> **WORK REQUIRED**
Write out each line exactly as given. Leave the pictures out of your copy.

#### DATA LINES

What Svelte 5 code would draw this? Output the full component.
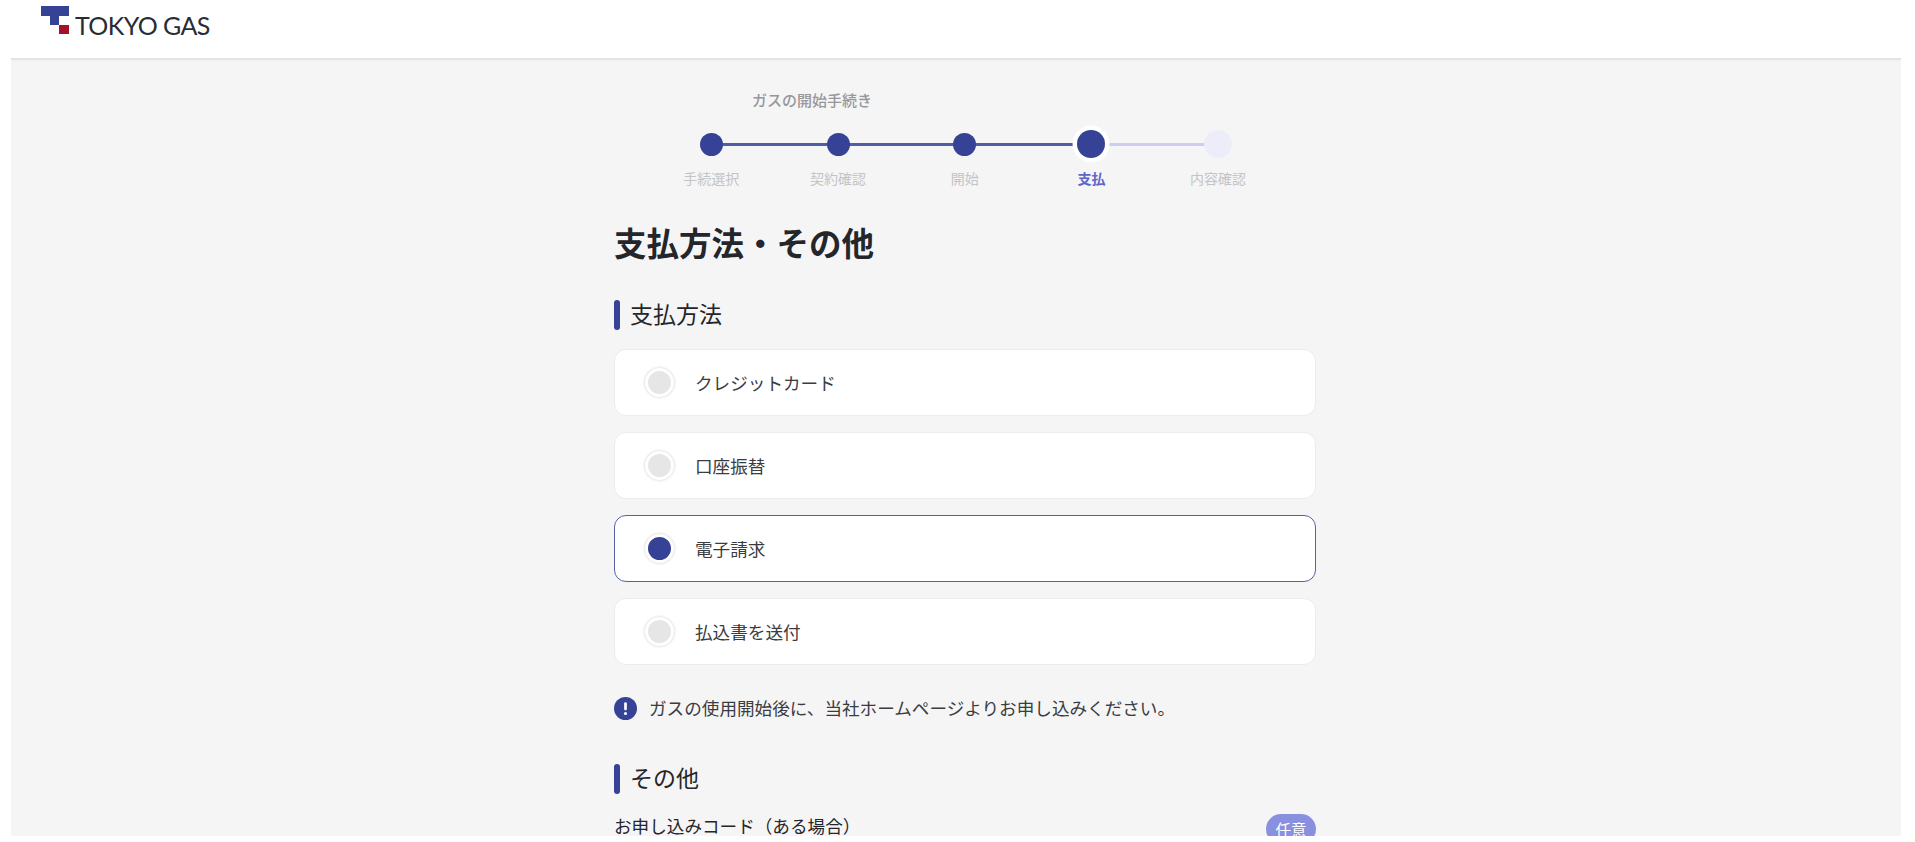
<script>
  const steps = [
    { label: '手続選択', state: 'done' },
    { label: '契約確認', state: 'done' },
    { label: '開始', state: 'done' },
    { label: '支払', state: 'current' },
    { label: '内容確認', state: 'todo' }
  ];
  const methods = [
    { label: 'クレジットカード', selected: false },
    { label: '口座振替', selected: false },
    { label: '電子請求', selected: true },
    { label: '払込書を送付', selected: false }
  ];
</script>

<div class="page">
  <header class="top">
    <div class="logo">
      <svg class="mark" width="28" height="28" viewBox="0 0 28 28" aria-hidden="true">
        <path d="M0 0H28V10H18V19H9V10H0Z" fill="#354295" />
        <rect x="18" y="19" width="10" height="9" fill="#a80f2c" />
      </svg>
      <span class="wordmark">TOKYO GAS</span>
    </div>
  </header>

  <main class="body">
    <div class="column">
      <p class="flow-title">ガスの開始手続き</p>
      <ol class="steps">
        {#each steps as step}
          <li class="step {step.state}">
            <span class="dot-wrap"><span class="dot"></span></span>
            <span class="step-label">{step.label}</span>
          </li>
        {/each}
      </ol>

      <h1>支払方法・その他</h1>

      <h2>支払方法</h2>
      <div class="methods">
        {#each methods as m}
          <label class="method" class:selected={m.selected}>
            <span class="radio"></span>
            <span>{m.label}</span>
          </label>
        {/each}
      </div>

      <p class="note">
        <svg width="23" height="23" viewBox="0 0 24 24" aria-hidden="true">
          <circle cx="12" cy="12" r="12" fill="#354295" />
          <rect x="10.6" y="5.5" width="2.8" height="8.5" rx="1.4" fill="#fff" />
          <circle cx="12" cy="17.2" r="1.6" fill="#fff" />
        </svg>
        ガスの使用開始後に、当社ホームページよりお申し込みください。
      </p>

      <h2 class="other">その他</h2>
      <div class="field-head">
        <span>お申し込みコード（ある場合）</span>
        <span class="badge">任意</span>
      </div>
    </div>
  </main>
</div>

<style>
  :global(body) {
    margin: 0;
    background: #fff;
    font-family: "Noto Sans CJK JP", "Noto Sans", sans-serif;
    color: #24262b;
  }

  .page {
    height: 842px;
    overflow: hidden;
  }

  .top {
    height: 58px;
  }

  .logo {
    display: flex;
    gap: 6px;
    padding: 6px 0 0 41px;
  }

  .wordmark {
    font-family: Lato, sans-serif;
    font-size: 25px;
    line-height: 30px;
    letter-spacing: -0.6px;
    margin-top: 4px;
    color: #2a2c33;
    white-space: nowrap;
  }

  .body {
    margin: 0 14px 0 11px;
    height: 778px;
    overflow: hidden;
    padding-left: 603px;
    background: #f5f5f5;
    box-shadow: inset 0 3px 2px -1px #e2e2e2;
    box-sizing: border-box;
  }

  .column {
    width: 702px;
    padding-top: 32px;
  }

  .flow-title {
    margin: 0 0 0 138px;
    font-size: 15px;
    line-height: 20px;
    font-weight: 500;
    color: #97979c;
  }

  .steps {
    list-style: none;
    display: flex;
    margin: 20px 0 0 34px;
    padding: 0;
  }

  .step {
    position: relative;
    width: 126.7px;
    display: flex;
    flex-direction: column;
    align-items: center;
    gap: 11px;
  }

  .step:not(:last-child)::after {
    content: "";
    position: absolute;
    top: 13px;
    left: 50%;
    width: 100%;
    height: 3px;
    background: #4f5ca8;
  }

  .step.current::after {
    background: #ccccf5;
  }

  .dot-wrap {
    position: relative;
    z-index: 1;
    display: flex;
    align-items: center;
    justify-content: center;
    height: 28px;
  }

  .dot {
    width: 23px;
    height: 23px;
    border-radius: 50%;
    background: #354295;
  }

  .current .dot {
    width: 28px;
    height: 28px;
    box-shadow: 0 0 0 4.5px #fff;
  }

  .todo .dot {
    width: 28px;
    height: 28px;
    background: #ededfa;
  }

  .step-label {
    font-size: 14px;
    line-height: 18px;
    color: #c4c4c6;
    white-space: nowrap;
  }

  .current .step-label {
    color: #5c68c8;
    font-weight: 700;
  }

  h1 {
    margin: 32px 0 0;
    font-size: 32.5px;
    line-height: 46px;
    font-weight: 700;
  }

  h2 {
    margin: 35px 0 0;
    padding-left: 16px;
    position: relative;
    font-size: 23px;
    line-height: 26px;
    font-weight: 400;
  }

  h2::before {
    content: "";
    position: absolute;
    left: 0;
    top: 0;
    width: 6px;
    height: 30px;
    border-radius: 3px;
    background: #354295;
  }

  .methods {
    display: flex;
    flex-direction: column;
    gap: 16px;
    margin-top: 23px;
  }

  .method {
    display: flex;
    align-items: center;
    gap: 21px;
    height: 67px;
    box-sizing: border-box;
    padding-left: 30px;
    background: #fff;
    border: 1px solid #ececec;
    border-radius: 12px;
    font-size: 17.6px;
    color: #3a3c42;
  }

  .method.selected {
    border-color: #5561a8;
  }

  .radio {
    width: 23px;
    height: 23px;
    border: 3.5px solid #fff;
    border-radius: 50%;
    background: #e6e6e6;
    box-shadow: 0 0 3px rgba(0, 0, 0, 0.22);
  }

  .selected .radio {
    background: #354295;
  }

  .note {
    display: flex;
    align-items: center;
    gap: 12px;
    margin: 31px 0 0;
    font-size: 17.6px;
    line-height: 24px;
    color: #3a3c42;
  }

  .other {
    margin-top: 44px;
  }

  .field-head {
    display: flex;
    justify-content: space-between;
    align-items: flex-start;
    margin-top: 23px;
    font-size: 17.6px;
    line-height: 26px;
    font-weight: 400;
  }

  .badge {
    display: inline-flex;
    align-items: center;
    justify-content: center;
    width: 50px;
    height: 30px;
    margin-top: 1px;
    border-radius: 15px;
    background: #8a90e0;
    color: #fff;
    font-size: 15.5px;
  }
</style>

########

> **FINAL RESULT**
What Svelte 5 code would draw this? Output the full component.
<script>
  const steps = [
    { label: '手続選択', state: 'done' },
    { label: '契約確認', state: 'done' },
    { label: '開始', state: 'done' },
    { label: '支払', state: 'current' },
    { label: '内容確認', state: 'todo' }
  ];
  const methods = [
    { label: 'クレジットカード', selected: false },
    { label: '口座振替', selected: false },
    { label: '電子請求', selected: true },
    { label: '払込書を送付', selected: false }
  ];
</script>

<div class="page">
  <header class="top">
    <div class="logo">
      <svg class="mark" width="28" height="28" viewBox="0 0 28 28" aria-hidden="true">
        <path d="M0 0H28V10H18V19H9V10H0Z" fill="#354295" />
        <rect x="18" y="19" width="10" height="9" fill="#a80f2c" />
      </svg>
      <span class="wordmark">TOKYO GAS</span>
    </div>
  </header>

  <main class="body">
    <div class="column">
      <p class="flow-title">ガスの開始手続き</p>
      <ol class="steps">
        {#each steps as step}
          <li class="step {step.state}">
            <span class="dot-wrap"><span class="dot"></span></span>
            <span class="step-label">{step.label}</span>
          </li>
        {/each}
      </ol>

      <h1>支払方法・その他</h1>

      <h2>支払方法</h2>
      <div class="methods">
        {#each methods as m}
          <label class="method" class:selected={m.selected}>
            <span class="radio"></span>
            <span>{m.label}</span>
          </label>
        {/each}
      </div>

      <p class="note">
        <svg width="23" height="23" viewBox="0 0 24 24" aria-hidden="true">
          <circle cx="12" cy="12" r="12" fill="#354295" />
          <rect x="10.6" y="5.5" width="2.8" height="8.5" rx="1.4" fill="#fff" />
          <circle cx="12" cy="17.2" r="1.6" fill="#fff" />
        </svg>
        ガスの使用開始後に、当社ホームページよりお申し込みください。
      </p>

      <h2 class="other">その他</h2>
      <div class="field-head">
        <span>お申し込みコード（ある場合）</span>
        <span class="badge">任意</span>
      </div>
    </div>
  </main>
</div>

<style>
  :global(body) {
    margin: 0;
    background: #fff;
    font-family: "Noto Sans CJK JP", "Noto Sans", sans-serif;
    color: #24262b;
  }

  .page {
    height: 842px;
    overflow: hidden;
  }

  .top {
    height: 58px;
  }

  .logo {
    display: flex;
    gap: 6px;
    padding: 6px 0 0 41px;
  }

  .wordmark {
    font-family: Lato, sans-serif;
    font-size: 25px;
    line-height: 30px;
    letter-spacing: -0.6px;
    margin-top: 4px;
    color: #2a2c33;
    white-space: nowrap;
  }

  .body {
    margin: 0 14px 0 11px;
    height: 778px;
    overflow: hidden;
    padding-left: 603px;
    background: #f5f5f5;
    box-shadow: inset 0 3px 2px -1px #e2e2e2;
    box-sizing: border-box;
  }

  .column {
    width: 702px;
    padding-top: 32px;
  }

  .flow-title {
    margin: 0 0 0 138px;
    font-size: 15px;
    line-height: 20px;
    font-weight: 500;
    color: #97979c;
  }

  .steps {
    list-style: none;
    display: flex;
    margin: 20px 0 0 34px;
    padding: 0;
  }

  .step {
    position: relative;
    width: 126.7px;
    display: flex;
    flex-direction: column;
    align-items: center;
    gap: 11px;
  }

  .step:not(:last-child)::after {
    content: "";
    position: absolute;
    top: 13px;
    left: 50%;
    width: 100%;
    height: 3px;
    background: #4f5ca8;
  }

  .step.current::after {
    background: #ccccf5;
  }

  .dot-wrap {
    position: relative;
    z-index: 1;
    display: flex;
    align-items: center;
    justify-content: center;
    height: 28px;
  }

  .dot {
    width: 23px;
    height: 23px;
    border-radius: 50%;
    background: #354295;
  }

  .current .dot {
    width: 28px;
    height: 28px;
    box-shadow: 0 0 0 4.5px #fff;
  }

  .todo .dot {
    width: 28px;
    height: 28px;
    background: #ededfa;
  }

  .step-label {
    font-size: 14px;
    line-height: 18px;
    color: #c4c4c6;
    white-space: nowrap;
  }

  .current .step-label {
    color: #5c68c8;
    font-weight: 700;
  }

  h1 {
    margin: 32px 0 0;
    font-size: 32.5px;
    line-height: 46px;
    font-weight: 700;
  }

  h2 {
    margin: 35px 0 0;
    padding-left: 16px;
    position: relative;
    font-size: 23px;
    line-height: 26px;
    font-weight: 400;
  }

  h2::before {
    content: "";
    position: absolute;
    left: 0;
    top: 0;
    width: 6px;
    height: 30px;
    border-radius: 3px;
    background: #354295;
  }

  .methods {
    display: flex;
    flex-direction: column;
    gap: 16px;
    margin-top: 23px;
  }

  .method {
    display: flex;
    align-items: center;
    gap: 21px;
    height: 67px;
    box-sizing: border-box;
    padding-left: 30px;
    background: #fff;
    border: 1px solid #ececec;
    border-radius: 12px;
    font-size: 17.6px;
    color: #3a3c42;
  }

  .method.selected {
    border-color: #5561a8;
  }

  .radio {
    width: 23px;
    height: 23px;
    border: 3.5px solid #fff;
    border-radius: 50%;
    background: #e6e6e6;
    box-shadow: 0 0 3px rgba(0, 0, 0, 0.22);
  }

  .selected .radio {
    background: #354295;
  }

  .note {
    display: flex;
    align-items: center;
    gap: 12px;
    margin: 31px 0 0;
    font-size: 17.6px;
    line-height: 24px;
    color: #3a3c42;
  }

  .other {
    margin-top: 44px;
  }

  .field-head {
    display: flex;
    justify-content: space-between;
    align-items: flex-start;
    margin-top: 23px;
    font-size: 17.6px;
    line-height: 26px;
    font-weight: 400;
  }

  .badge {
    display: inline-flex;
    align-items: center;
    justify-content: center;
    width: 50px;
    height: 30px;
    margin-top: 1px;
    border-radius: 15px;
    background: #8a90e0;
    color: #fff;
    font-size: 15.5px;
  }
</style>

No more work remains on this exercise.